● MATERIAL PROVIDED:
[start]
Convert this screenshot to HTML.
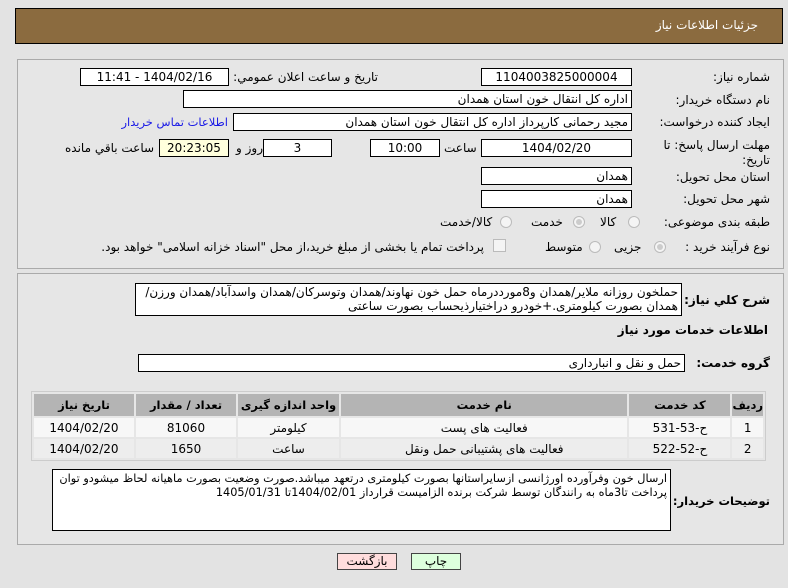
<!DOCTYPE html>
<html><head><meta charset="utf-8"><style>
body{margin:0;width:788px;height:588px;background:#e3e3e3;font-family:"DejaVu Sans",sans-serif;font-size:12px;color:#000;position:relative;overflow:hidden}
.a{position:absolute;white-space:nowrap}
.hdr{left:15px;top:8px;width:766px;height:34px;background:#8b6b3f;border:1px solid #000}
.pan{position:absolute;left:17px;width:765px;background:#e6e6e6;border:1px solid #aaa}
.box{position:absolute;background:#fff;border:1px solid #000;box-sizing:border-box;height:18px;line-height:16px;padding:0 3px;white-space:nowrap;direction:rtl;overflow:hidden}
.c{text-align:center}
.l{direction:rtl;text-align:right}
.rad{position:absolute;width:12px;height:12px;border-radius:50%;border:1px solid #bbb;background:#f4f4f4;box-sizing:border-box}
.rad.on::after{content:"";position:absolute;left:2px;top:2px;width:6px;height:6px;border-radius:50%;background:#ccc}
table{position:absolute;left:31px;top:391px;width:735px;border-collapse:separate;border-spacing:2px;background:#e6e6e6;border:1px solid #ccc;direction:rtl}
td{text-align:center;height:19px;padding:0}
th{background:#b4b4b4;height:22px;font-weight:bold;padding:0;font-size:11.5px}
tr.r1 td{background:#f7f7f7}tr.r2 td{background:#ededed}
.btn{position:absolute;top:553px;height:17px;border:1px solid #444;box-sizing:border-box;text-align:center;line-height:15px}
.b{font-weight:bold;font-size:12px}
</style></head><body>
<div class="a hdr"></div>
<div class="a" style="right:30px;top:18px;color:#fff">جزئیات اطلاعات نیاز</div>
<div class="pan" style="top:59px;height:208px"></div>
<div class="pan" style="top:273px;height:270px"></div>

<div class="a l" style="right:18px;top:70px">شماره نیاز:</div>
<div class="box c" style="left:481px;top:68px;width:151px">1104003825000004</div>
<div class="a l" style="right:410px;top:70px">تاریخ و ساعت اعلان عمومي:</div>
<div class="box c" style="left:80px;top:68px;width:149px">1404/02/16 - 11:41</div>

<div class="a l" style="right:18px;top:93px">نام دستگاه خریدار:</div>
<div class="box" style="left:183px;top:90px;width:449px">اداره کل انتقال خون استان همدان</div>

<div class="a l" style="right:18px;top:115px">ایجاد کننده درخواست:</div>
<div class="box" style="left:233px;top:113px;width:399px">مجید رحمانی کارپرداز اداره کل انتقال خون استان همدان</div>
<div class="a l" style="right:560px;top:115px;color:#1a1ae6;font-size:11.5px">اطلاعات تماس خریدار</div>

<div class="a l" style="right:18px;top:138px">مهلت ارسال پاسخ: تا</div>
<div class="a l" style="right:18px;top:153px">تاریخ:</div>
<div class="box c" style="left:481px;top:139px;width:151px">1404/02/20</div>
<div class="a" style="left:444px;top:141px">ساعت</div>
<div class="box c" style="left:370px;top:139px;width:70px">10:00</div>
<div class="box c" style="left:263px;top:139px;width:69px">3</div>
<div class="a" style="left:236px;top:141px">روز و</div>
<div class="box c" style="left:159px;top:139px;width:70px;background:#ffffdd">20:23:05</div>
<div class="a" style="left:65px;top:141px">ساعت باقي مانده</div>

<div class="a l" style="right:18px;top:170px">استان محل تحویل:</div>
<div class="box" style="left:481px;top:167px;width:151px">همدان</div>
<div class="a l" style="right:18px;top:192px">شهر محل تحویل:</div>
<div class="box" style="left:481px;top:190px;width:151px">همدان</div>

<div class="a l" style="right:18px;top:215px">طبقه بندی موضوعی:</div>
<div class="rad" style="left:628px;top:216px"></div><div class="a" style="left:600px;top:215px">کالا</div>
<div class="rad on" style="left:573px;top:216px"></div><div class="a" style="left:531px;top:215px">خدمت</div>
<div class="rad" style="left:500px;top:216px"></div><div class="a" style="left:440px;top:215px">کالا/خدمت</div>

<div class="a l" style="right:18px;top:240px">نوع فرآیند خرید :</div>
<div class="rad on" style="left:654px;top:241px"></div><div class="a" style="left:614px;top:240px">جزیی</div>
<div class="rad" style="left:589px;top:241px"></div><div class="a" style="left:545px;top:240px">متوسط</div>
<div class="a" style="left:493px;top:239px;width:11px;height:11px;border:1px solid #bbb;background:#f4f4f4"></div>
<div class="a l" style="right:304px;top:240px">پرداخت تمام یا بخشی از مبلغ خرید،از محل "اسناد خزانه اسلامی" خواهد بود.</div>

<div class="a l b" style="right:18px;top:293px">شرح کلي نياز:</div>
<div class="box" style="left:135px;top:283px;width:547px;height:33px;line-height:14px;white-space:normal;padding:1px 3px">حملخون روزانه ملایر/همدان و8مورددرماه حمل خون نهاوند/همدان وتوسرکان/همدان واسدآباد/همدان ورزن/همدان بصورت کیلومتری.+خودرو دراختیارذیحساب بصورت ساعتی</div>
<div class="a l b" style="right:20px;top:323px">اطلاعات خدمات مورد نیاز</div>
<div class="a l b" style="right:18px;top:356px">گروه خدمت:</div>
<div class="box" style="left:138px;top:354px;width:547px">حمل و نقل و انبارداری</div>

<table>
<tr><th style="width:26px">ردیف</th><th style="width:101px">کد خدمت</th><th>نام خدمت</th><th style="width:101px">واحد اندازه گیری</th><th style="width:100px">تعداد / مقدار</th><th style="width:100px">تاریخ نیاز</th></tr>
<tr class="r1"><td>1</td><td>ح-53-531</td><td>فعالیت های پست</td><td>کیلومتر</td><td>81060</td><td>1404/02/20</td></tr>
<tr class="r2"><td>2</td><td>ح-52-522</td><td>فعالیت های پشتیبانی حمل ونقل</td><td>ساعت</td><td>1650</td><td>1404/02/20</td></tr>
</table>

<div class="a l b" style="right:18px;top:494px;font-size:11.5px">توضیحات خریدار:</div>
<div class="box" style="left:52px;top:469px;width:619px;height:62px;line-height:14px;white-space:normal;padding:2px 3px;font-size:11.3px;letter-spacing:-0.2px">ارسال خون وفرآورده اورژانسی ازسایراستانها بصورت کیلومتری درتعهد میباشد.صورت وضعیت بصورت ماهیانه لحاظ میشودو توان پرداخت تا3ماه به رانندگان توسط شرکت برنده الزامیست قرارداز 1404/02/01تا 1405/01/31</div>

<div class="btn" style="left:337px;width:60px;background:#fdd">بازگشت</div>
<div class="btn" style="left:411px;width:50px;background:#dfd">چاپ</div>
</body></html>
[end]
● BRIEF:
All the material shown above is to be copied exactly, with no pictures carried over.

● FINISHED TASK:
Convert this screenshot to HTML.
<!DOCTYPE html>
<html><head><meta charset="utf-8"><style>
body{margin:0;width:788px;height:588px;background:#e3e3e3;font-family:"DejaVu Sans",sans-serif;font-size:12px;color:#000;position:relative;overflow:hidden}
.a{position:absolute;white-space:nowrap}
.hdr{left:15px;top:8px;width:766px;height:34px;background:#8b6b3f;border:1px solid #000}
.pan{position:absolute;left:17px;width:765px;background:#e6e6e6;border:1px solid #aaa}
.box{position:absolute;background:#fff;border:1px solid #000;box-sizing:border-box;height:18px;line-height:16px;padding:0 3px;white-space:nowrap;direction:rtl;overflow:hidden}
.c{text-align:center}
.l{direction:rtl;text-align:right}
.rad{position:absolute;width:12px;height:12px;border-radius:50%;border:1px solid #bbb;background:#f4f4f4;box-sizing:border-box}
.rad.on::after{content:"";position:absolute;left:2px;top:2px;width:6px;height:6px;border-radius:50%;background:#ccc}
table{position:absolute;left:31px;top:391px;width:735px;border-collapse:separate;border-spacing:2px;background:#e6e6e6;border:1px solid #ccc;direction:rtl}
td{text-align:center;height:19px;padding:0}
th{background:#b4b4b4;height:22px;font-weight:bold;padding:0;font-size:11.5px}
tr.r1 td{background:#f7f7f7}tr.r2 td{background:#ededed}
.btn{position:absolute;top:553px;height:17px;border:1px solid #444;box-sizing:border-box;text-align:center;line-height:15px}
.b{font-weight:bold;font-size:12px}
</style></head><body>
<div class="a hdr"></div>
<div class="a" style="right:30px;top:18px;color:#fff">جزئیات اطلاعات نیاز</div>
<div class="pan" style="top:59px;height:208px"></div>
<div class="pan" style="top:273px;height:270px"></div>

<div class="a l" style="right:18px;top:70px">شماره نیاز:</div>
<div class="box c" style="left:481px;top:68px;width:151px">1104003825000004</div>
<div class="a l" style="right:410px;top:70px">تاریخ و ساعت اعلان عمومي:</div>
<div class="box c" style="left:80px;top:68px;width:149px">1404/02/16 - 11:41</div>

<div class="a l" style="right:18px;top:93px">نام دستگاه خریدار:</div>
<div class="box" style="left:183px;top:90px;width:449px">اداره کل انتقال خون استان همدان</div>

<div class="a l" style="right:18px;top:115px">ایجاد کننده درخواست:</div>
<div class="box" style="left:233px;top:113px;width:399px">مجید رحمانی کارپرداز اداره کل انتقال خون استان همدان</div>
<div class="a l" style="right:560px;top:115px;color:#1a1ae6;font-size:11.5px">اطلاعات تماس خریدار</div>

<div class="a l" style="right:18px;top:138px">مهلت ارسال پاسخ: تا</div>
<div class="a l" style="right:18px;top:153px">تاریخ:</div>
<div class="box c" style="left:481px;top:139px;width:151px">1404/02/20</div>
<div class="a" style="left:444px;top:141px">ساعت</div>
<div class="box c" style="left:370px;top:139px;width:70px">10:00</div>
<div class="box c" style="left:263px;top:139px;width:69px">3</div>
<div class="a" style="left:236px;top:141px">روز و</div>
<div class="box c" style="left:159px;top:139px;width:70px;background:#ffffdd">20:23:05</div>
<div class="a" style="left:65px;top:141px">ساعت باقي مانده</div>

<div class="a l" style="right:18px;top:170px">استان محل تحویل:</div>
<div class="box" style="left:481px;top:167px;width:151px">همدان</div>
<div class="a l" style="right:18px;top:192px">شهر محل تحویل:</div>
<div class="box" style="left:481px;top:190px;width:151px">همدان</div>

<div class="a l" style="right:18px;top:215px">طبقه بندی موضوعی:</div>
<div class="rad" style="left:628px;top:216px"></div><div class="a" style="left:600px;top:215px">کالا</div>
<div class="rad on" style="left:573px;top:216px"></div><div class="a" style="left:531px;top:215px">خدمت</div>
<div class="rad" style="left:500px;top:216px"></div><div class="a" style="left:440px;top:215px">کالا/خدمت</div>

<div class="a l" style="right:18px;top:240px">نوع فرآیند خرید :</div>
<div class="rad on" style="left:654px;top:241px"></div><div class="a" style="left:614px;top:240px">جزیی</div>
<div class="rad" style="left:589px;top:241px"></div><div class="a" style="left:545px;top:240px">متوسط</div>
<div class="a" style="left:493px;top:239px;width:11px;height:11px;border:1px solid #bbb;background:#f4f4f4"></div>
<div class="a l" style="right:304px;top:240px">پرداخت تمام یا بخشی از مبلغ خرید،از محل "اسناد خزانه اسلامی" خواهد بود.</div>

<div class="a l b" style="right:18px;top:293px">شرح کلي نياز:</div>
<div class="box" style="left:135px;top:283px;width:547px;height:33px;line-height:14px;white-space:normal;padding:1px 3px">حملخون روزانه ملایر/همدان و8مورددرماه حمل خون نهاوند/همدان وتوسرکان/همدان واسدآباد/همدان ورزن/همدان بصورت کیلومتری.+خودرو دراختیارذیحساب بصورت ساعتی</div>
<div class="a l b" style="right:20px;top:323px">اطلاعات خدمات مورد نیاز</div>
<div class="a l b" style="right:18px;top:356px">گروه خدمت:</div>
<div class="box" style="left:138px;top:354px;width:547px">حمل و نقل و انبارداری</div>

<table>
<tr><th style="width:26px">ردیف</th><th style="width:101px">کد خدمت</th><th>نام خدمت</th><th style="width:101px">واحد اندازه گیری</th><th style="width:100px">تعداد / مقدار</th><th style="width:100px">تاریخ نیاز</th></tr>
<tr class="r1"><td>1</td><td>ح-53-531</td><td>فعالیت های پست</td><td>کیلومتر</td><td>81060</td><td>1404/02/20</td></tr>
<tr class="r2"><td>2</td><td>ح-52-522</td><td>فعالیت های پشتیبانی حمل ونقل</td><td>ساعت</td><td>1650</td><td>1404/02/20</td></tr>
</table>

<div class="a l b" style="right:18px;top:494px;font-size:11.5px">توضیحات خریدار:</div>
<div class="box" style="left:52px;top:469px;width:619px;height:62px;line-height:14px;white-space:normal;padding:2px 3px;font-size:11.3px;letter-spacing:-0.2px">ارسال خون وفرآورده اورژانسی ازسایراستانها بصورت کیلومتری درتعهد میباشد.صورت وضعیت بصورت ماهیانه لحاظ میشودو توان پرداخت تا3ماه به رانندگان توسط شرکت برنده الزامیست قرارداز 1404/02/01تا 1405/01/31</div>

<div class="btn" style="left:337px;width:60px;background:#fdd">بازگشت</div>
<div class="btn" style="left:411px;width:50px;background:#dfd">چاپ</div>
</body></html>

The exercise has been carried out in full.